En deux ans, une demi-dizaine de comités ad hoc a été créée à Etoudi pour gérer les affaires qui relevaient jusqu’ici de la compétence exclusive des ministères sectoriels. Cette hyper concentration au Palais de l’Unité suscite des interrogations.

Son architecture institutionnelle n’a pas changé. Mais, le fonctionnement de l’Etat camerounais se modifie substantiellement depuis 2019. Cela est observable à travers l’inflation des « Très hautes instructions du chef de l’Etat » que les différents membres du gouvernement reçoivent par le truchement du secrétaire général à la présidence de la République., La dernière édition de votre hebdomadaire Expression Politique parue lundi dernier y a été consacrée.

Ces « très hautes instruction » qui traduisent une volonté de gestion directe de l’Etat à partir de la présidence de la République ont un corollaire : les Task-forces. Il s’agit des comités ad hoc créés à la présidence de la République pour gérer un ensemble de dossiers selon le pouvoir discrétionnaire du chef de l’Etat. Discrétionnaire puisqu’aucun texte ne recense la liste des domaines dans lesquels les task-forces doivent s’étendre. Les Camerounais découvrent au fil des jours la publication des textes faisant passer telle prérogative ministérielle sous l’égide d’Etoudi.

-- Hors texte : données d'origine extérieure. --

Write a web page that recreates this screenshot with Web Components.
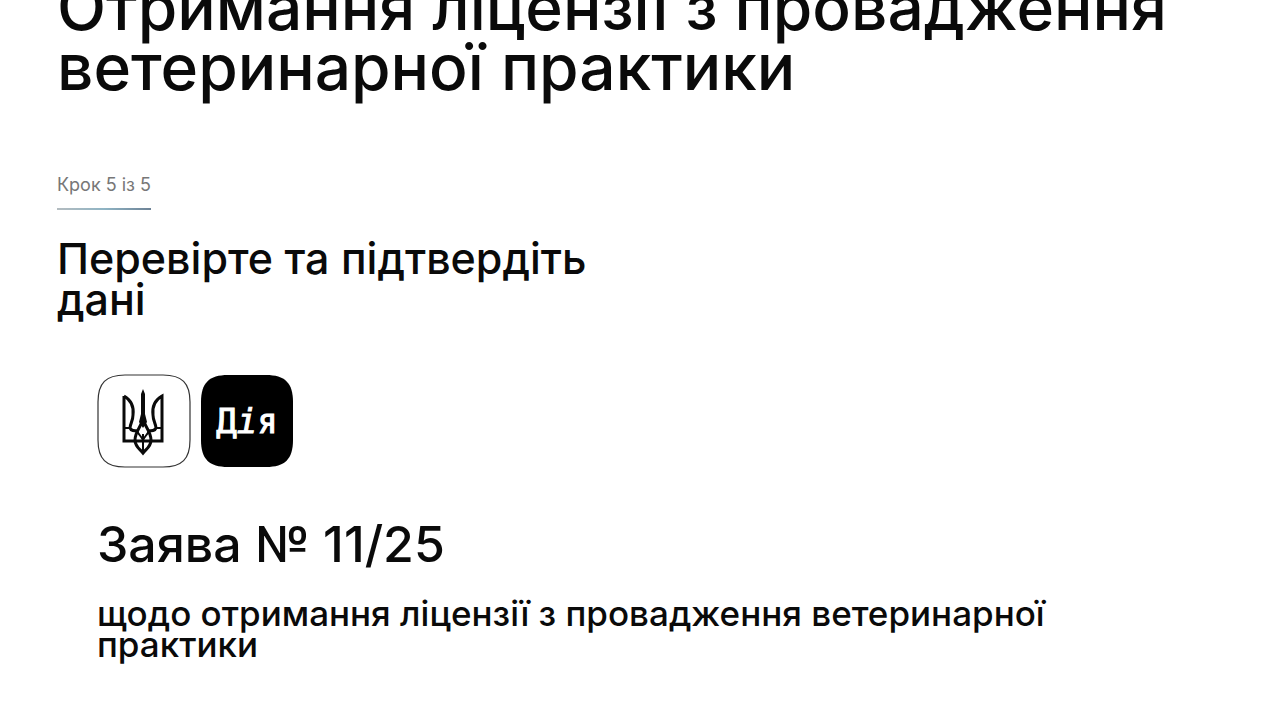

Des marchés de gré gré transférés à Etoudi

Le 07 septembre 2021 par exemple, le ministre délégué à la présidence de la République chargé des Marchés publics a reçu la correspondance N°B2186/SG/ PR avec pour objet : « aménagement dés modalités de recours au gré à gré en matière de marchés publics ».

Dans cette correspondance signée Ferdinand , Ngoh Ngoh, il est clairement dit que pour tout marché public à partir de cinq milliards, une autorisation préalable de la présidence de la République est requise. Le texte se veut d’ailleurs plus précis et indique que pour des prestations intellectuelles à partir de cinq milliards, un visa de la présidence est obligatoire.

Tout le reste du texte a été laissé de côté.